I heard that Prince supposedly has a hard wired recording system set up in every room of his house just incase he gets inspired, you know like on the toilet. I wish that my recording could be something like that, but instead of rooms in my house, it would be bits and pieces of my life, like how they say your life flashes before your eyes. I guess it’s probably happening and I don’t even know it, it’s like the last show I’ll get to see while I’m alive…I hope it’s good.
Initial Sound Ideas
february 16th, 2007
So I’ve been thinking about what I want my piece to be about and I thought I would share them. The things that interest me most sonically speaking are and I hope to incorporate them somehow:
1. stringed instruments (I want to play them all eventuall) I think it’s because of their resonance and natural acoustics, you know how they ring out after you stop playing them or if you say something loud enough they echo back at you. (Try this with a piano.)
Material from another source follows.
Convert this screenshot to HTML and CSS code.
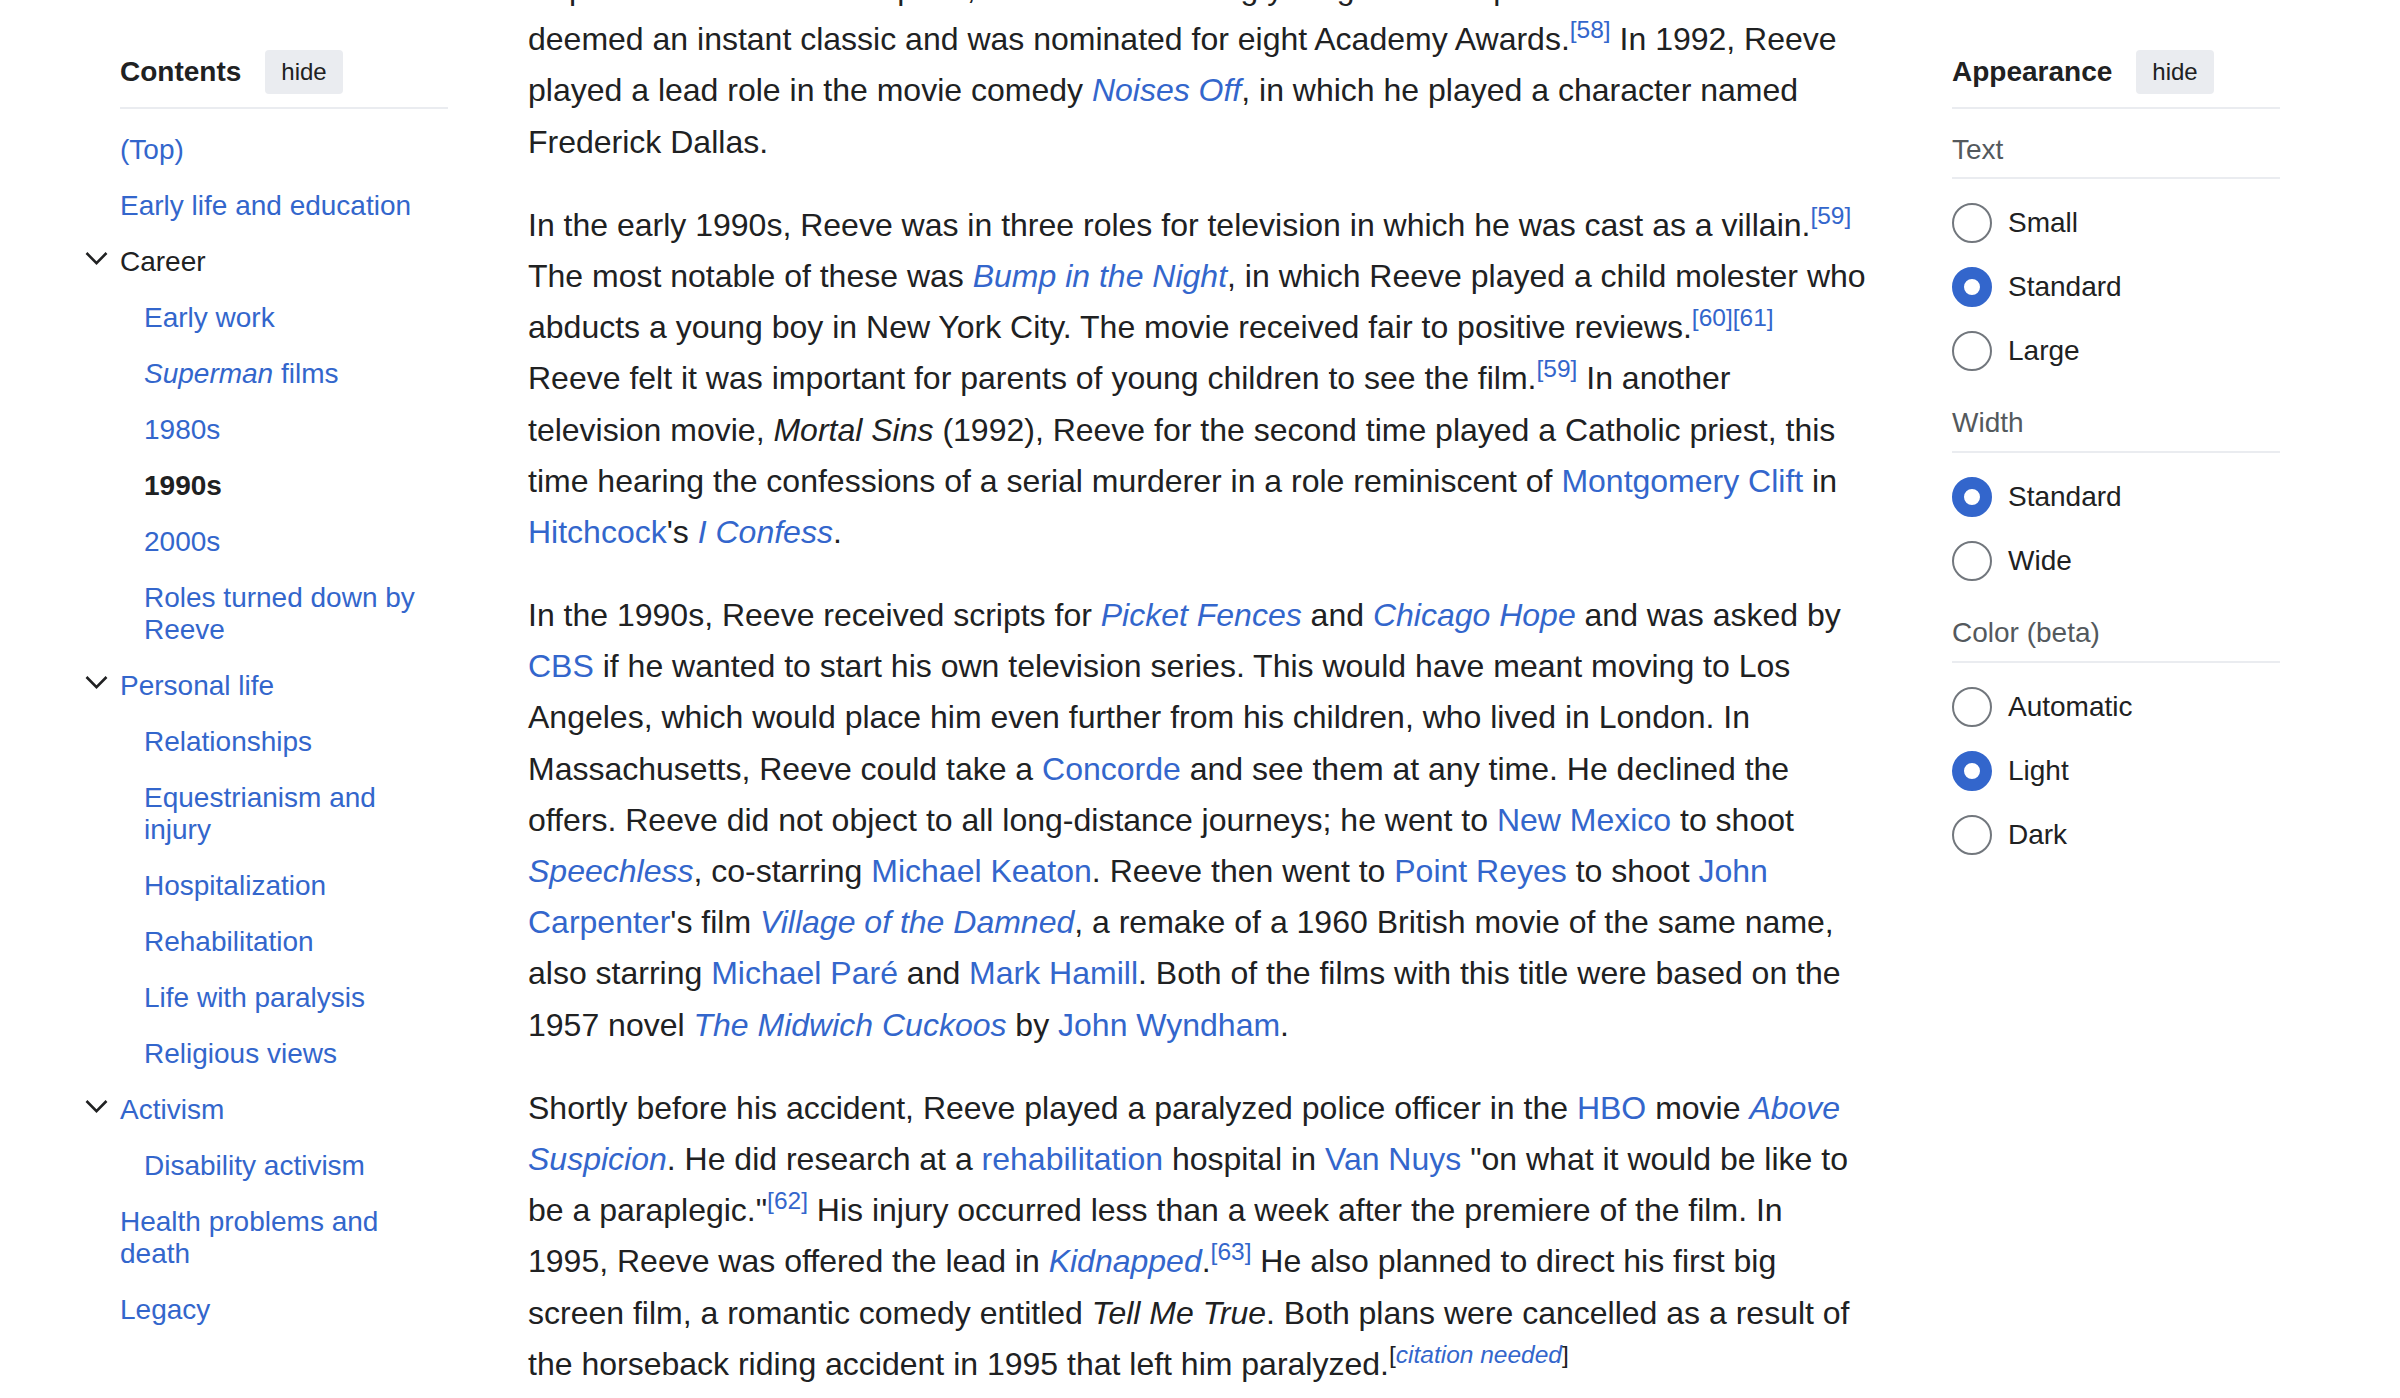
FILE: index.html
```html
<!DOCTYPE html>
<html lang="en">
<head>
<meta charset="utf-8">
<title>Christopher Reeve – 1990s</title>
<link rel="stylesheet" href="styles.css">
</head>
<body>
<div class="page">
  <nav class="toc">
    <div class="panel-header">
      <h2 class="panel-title">Contents</h2>
      <button class="hide-btn" type="button">hide</button>
    </div>
    <ul class="toc-list">
      <li class="toc-item"><a href="#">(Top)</a></li>
      <li class="toc-item"><a href="#">Early life and education</a></li>
      <li class="toc-item">
        <svg class="chevron" viewBox="0 0 23 15" width="23" height="15"><polyline points="1.5,2 11.5,12.2 21.5,2" fill="none" stroke="#202122" stroke-width="2.6"/></svg>
        <a href="#" class="current-parent">Career</a>
        <ul class="toc-sublist">
          <li class="toc-item"><a href="#">Early work</a></li>
          <li class="toc-item"><a href="#"><i>Superman</i> films</a></li>
          <li class="toc-item"><a href="#">1980s</a></li>
          <li class="toc-item"><a href="#" class="current">1990s</a></li>
          <li class="toc-item"><a href="#">2000s</a></li>
          <li class="toc-item"><a href="#">Roles turned down by Reeve</a></li>
        </ul>
      </li>
      <li class="toc-item">
        <svg class="chevron" viewBox="0 0 23 15" width="23" height="15"><polyline points="1.5,2 11.5,12.2 21.5,2" fill="none" stroke="#202122" stroke-width="2.6"/></svg>
        <a href="#">Personal life</a>
        <ul class="toc-sublist">
          <li class="toc-item"><a href="#">Relationships</a></li>
          <li class="toc-item"><a href="#">Equestrianism and injury</a></li>
          <li class="toc-item"><a href="#">Hospitalization</a></li>
          <li class="toc-item"><a href="#">Rehabilitation</a></li>
          <li class="toc-item"><a href="#">Life with paralysis</a></li>
          <li class="toc-item"><a href="#">Religious views</a></li>
        </ul>
      </li>
      <li class="toc-item">
        <svg class="chevron" viewBox="0 0 23 15" width="23" height="15"><polyline points="1.5,2 11.5,12.2 21.5,2" fill="none" stroke="#202122" stroke-width="2.6"/></svg>
        <a href="#">Activism</a>
        <ul class="toc-sublist">
          <li class="toc-item"><a href="#">Disability activism</a></li>
        </ul>
      </li>
      <li class="toc-item"><a href="#">Health problems and death</a></li>
      <li class="toc-item"><a href="#">Legacy</a></li>
    </ul>
  </nav>

  <main class="content">
    <p>Hopkins and Emma Thompson, with Reeve starring yet again in the part of a<br>deemed an instant classic and was nominated for eight Academy Awards.<sup class="ref"><a href="#">[58]</a></sup> In 1992, Reeve<br>played a lead role in the movie comedy <a href="#"><i>Noises Off</i></a>, in which he played a character named<br>Frederick Dallas.</p>

    <p>In the early 1990s, Reeve was in three roles for television in which he was cast as a villain.<sup class="ref"><a href="#">[59]</a></sup><br>The most notable of these was <a href="#"><i>Bump in the Night</i></a>, in which Reeve played a child molester who<br>abducts a young boy in New York City. The movie received fair to positive reviews.<sup class="ref"><a href="#">[60]</a><a href="#">[61]</a></sup><br>Reeve felt it was important for parents of young children to see the film.<sup class="ref"><a href="#">[59]</a></sup> In another<br>television movie, <i>Mortal Sins</i> (1992), Reeve for the second time played a Catholic priest, this<br>time hearing the confessions of a serial murderer in a role reminiscent of <a href="#">Montgomery Clift</a> in<br><a href="#">Hitchcock</a>'s <a href="#"><i>I Confess</i></a>.</p>

    <p>In the 1990s, Reeve received scripts for <a href="#"><i>Picket Fences</i></a> and <a href="#"><i>Chicago Hope</i></a> and was asked by<br><a href="#">CBS</a> if he wanted to start his own television series. This would have meant moving to Los<br>Angeles, which would place him even further from his children, who lived in London. In<br>Massachusetts, Reeve could take a <a href="#">Concorde</a> and see them at any time. He declined the<br>offers. Reeve did not object to all long-distance journeys; he went to <a href="#">New Mexico</a> to shoot<br><a href="#"><i>Speechless</i></a>, co-starring <a href="#">Michael Keaton</a>. Reeve then went to <a href="#">Point Reyes</a> to shoot <a href="#">John<br>Carpenter</a>'s film <a href="#"><i>Village of the Damned</i></a>, a remake of a 1960 British movie of the same name,<br>also starring <a href="#">Michael Paré</a> and <a href="#">Mark Hamill</a>. Both of the films with this title were based on the<br>1957 novel <a href="#"><i>The Midwich Cuckoos</i></a> by <a href="#">John Wyndham</a>.</p>

    <p>Shortly before his accident, Reeve played a paralyzed police officer in the <a href="#">HBO</a> movie <a href="#"><i>Above<br>Suspicion</i></a>. He did research at a <a href="#">rehabilitation</a> hospital in <a href="#">Van Nuys</a> "on what it would be like to<br>be a paraplegic."<sup class="ref"><a href="#">[62]</a></sup> His injury occurred less than a week after the premiere of the film. In<br>1995, Reeve was offered the lead in <a href="#"><i>Kidnapped</i></a>.<sup class="ref"><a href="#">[63]</a></sup> He also planned to direct his first big<br>screen film, a romantic comedy entitled <i>Tell Me True</i>. Both plans were cancelled as a result of<br>the horseback riding accident in 1995 that left him paralyzed.<sup class="ref">[<a href="#"><i>citation needed</i></a>]</sup></p>
  </main>

  <aside class="appearance">
    <div class="panel-header">
      <h2 class="panel-title">Appearance</h2>
      <button class="hide-btn" type="button">hide</button>
    </div>
    <section class="app-section">
      <div class="app-label">Text</div>
      <div class="radio-list">
        <label class="radio"><input type="radio" name="size"><span>Small</span></label>
        <label class="radio"><input type="radio" name="size" checked><span>Standard</span></label>
        <label class="radio"><input type="radio" name="size"><span>Large</span></label>
      </div>
    </section>
    <section class="app-section">
      <div class="app-label">Width</div>
      <div class="radio-list">
        <label class="radio"><input type="radio" name="width" checked><span>Standard</span></label>
        <label class="radio"><input type="radio" name="width"><span>Wide</span></label>
      </div>
    </section>
    <section class="app-section">
      <div class="app-label">Color (beta)</div>
      <div class="radio-list">
        <label class="radio"><input type="radio" name="color"><span>Automatic</span></label>
        <label class="radio"><input type="radio" name="color" checked><span>Light</span></label>
        <label class="radio"><input type="radio" name="color"><span>Dark</span></label>
      </div>
    </section>
  </aside>
</div>
</body>
</html>
```

FILE: styles.css
```css
html, body {
  margin: 0;
  padding: 0;
  height: 100%;
  overflow: hidden;
  background: #ffffff;
}

body {
  font-family: "Liberation Sans", Arial, Helvetica, sans-serif;
  color: #202122;
}

a {
  color: #3366cc;
  text-decoration: none;
}

.page {
  display: flex;
  align-items: flex-start;
  padding: 0 120px;
}

/* ---------- side panels ---------- */
.toc,
.appearance {
  width: 328px;
  flex: none;
  padding-top: 50px;
  font-size: 28px;
}

.appearance {
  margin-left: auto;
}

.panel-header {
  display: flex;
  align-items: center;
  gap: 24px;
  padding-bottom: 13px;
  border-bottom: 2px solid #eaecf0;
}

.panel-title {
  margin: 0;
  font-size: 28px;
  font-weight: bold;
  line-height: 32.4px;
  color: #202122;
}

.hide-btn {
  height: 44px;
  padding: 0 16px;
  border: 0;
  border-radius: 4px;
  background: #eaecf0;
  color: #202122;
  font-family: "Liberation Sans", Arial, Helvetica, sans-serif;
  font-size: 24px;
  line-height: 44px;
}

/* ---------- table of contents ---------- */
.toc-list,
.toc-sublist {
  list-style: none;
  margin: 0;
  padding: 0;
}

.toc-list {
  margin-top: 13px;
}

.toc-sublist {
  padding-left: 24px;
}

.toc-item {
  position: relative;
}

.toc-item > a {
  display: block;
  padding: 12px 0;
  line-height: 32px;
}

.toc-item > a.current-parent {
  color: #202122;
}

.toc-item > a.current {
  color: #202122;
  font-weight: bold;
}

.chevron {
  position: absolute;
  left: -35px;
  top: 17px;
  display: block;
}

/* ---------- article text ---------- */
.content {
  width: 1352px;
  flex: none;
  margin-left: 80px;
  margin-top: -37px;
  font-size: 32px;
  line-height: 1.6;
}

.content p {
  margin: 0 0 32px;
}

.ref {
  font-size: 24.5px;
  line-height: 1;
  vertical-align: super;
  font-style: normal;
}

/* ---------- appearance panel ---------- */
.app-section {
  margin-top: 24.5px;
}

.app-label {
  color: #54595d;
  line-height: 32.4px;
  padding-bottom: 11px;
  border-bottom: 2px solid #eaecf0;
}

.radio-list {
  margin-top: 12px;
}

.radio {
  display: flex;
  align-items: center;
  gap: 16px;
  height: 64px;
  line-height: 32.4px;
  color: #202122;
}

.radio input {
  appearance: none;
  -webkit-appearance: none;
  box-sizing: border-box;
  width: 40px;
  height: 40px;
  margin: 0;
  border: 2px solid #72777d;
  border-radius: 50%;
  background: #ffffff;
  flex: none;
}

.radio input:checked {
  border: 12px solid #3366cc;
}
```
2. Storytelling, with or without words, complete and incomplete stories, epic or small stories, truth or lies or hidden truths. I like music because I hear a story in it or sometimes it’s a story I feel that I can’t quite repeat acurately with narration.
3. Sounds respresenting other things. This could be anything from Boom!, Click, or that fact that Minor keys are supposed to sound more sad than Major Keys, perhaps this is the same thing as a story??
Originally I wanted to interview my grandmother about our family and set it to music, however I highly doubt this will be possible. I’ll let you know what happens next.
If you are interested in the music I have already written you can check out my latest music with my new band at www.teletextile.com or my old music at www.pamelamartinez.com
Teletextile will release our first album later this year!!!!
february 14th, 2007
Hi Everyone, I’d like to introduce myself…This is what I look like, but what you are really concerned with is what I sound like or at least you should be. I suppose you are also interested in how I develop and idea into a song or an art project. Or at least I hope you are. That’s why I’m writing this shit down you know, for you.
Since I’m guessing that you don’t know who I am at all, I’ll give you a quick run down. Originally I’m from San Antonio, TX, this is an amazingly colorful and inspiring place for me. It inspires me because of the things that are good and bad about living there for 18 years of my life. I moved to Boston to go to Berklee College of Music where I studied Music Education. At music school I learned a lot of amazing things and met many of the most talented musicians in the world. (I mean that, I love them) But overal music school almost destroyed my creativity and my confidence. Soon after I went to Library School where I met some of the most amazing people in the world. I got really interested in writing and storytelling there, but I realized I didn’t want to become a music librarian as I once suspected. My new teachers, friends, and some old ones too inspired me and helped recover my creativity and ambitioun. That summer I started a new band, teletextile, with Brian Hamilton and Kristy Foye. So Brian, my BMF (bandmate forever) and I went to Detroit because I needed to make some decisions. Don’t ask me why, but I tend to make a lot of decisions while staying in Detroit. The decision I and Brian made was…“Move to New York City”. So that’s is where Feb’s Muted Tones is coming from. A recovering musician right outside of New York, Basking Ridge New Jersey to be exact.
In Regards to my Tense Form Peice it is already Feb 14th and I don’t have anything done. That is my artistic process, the “What the hell am I going to do?” Method.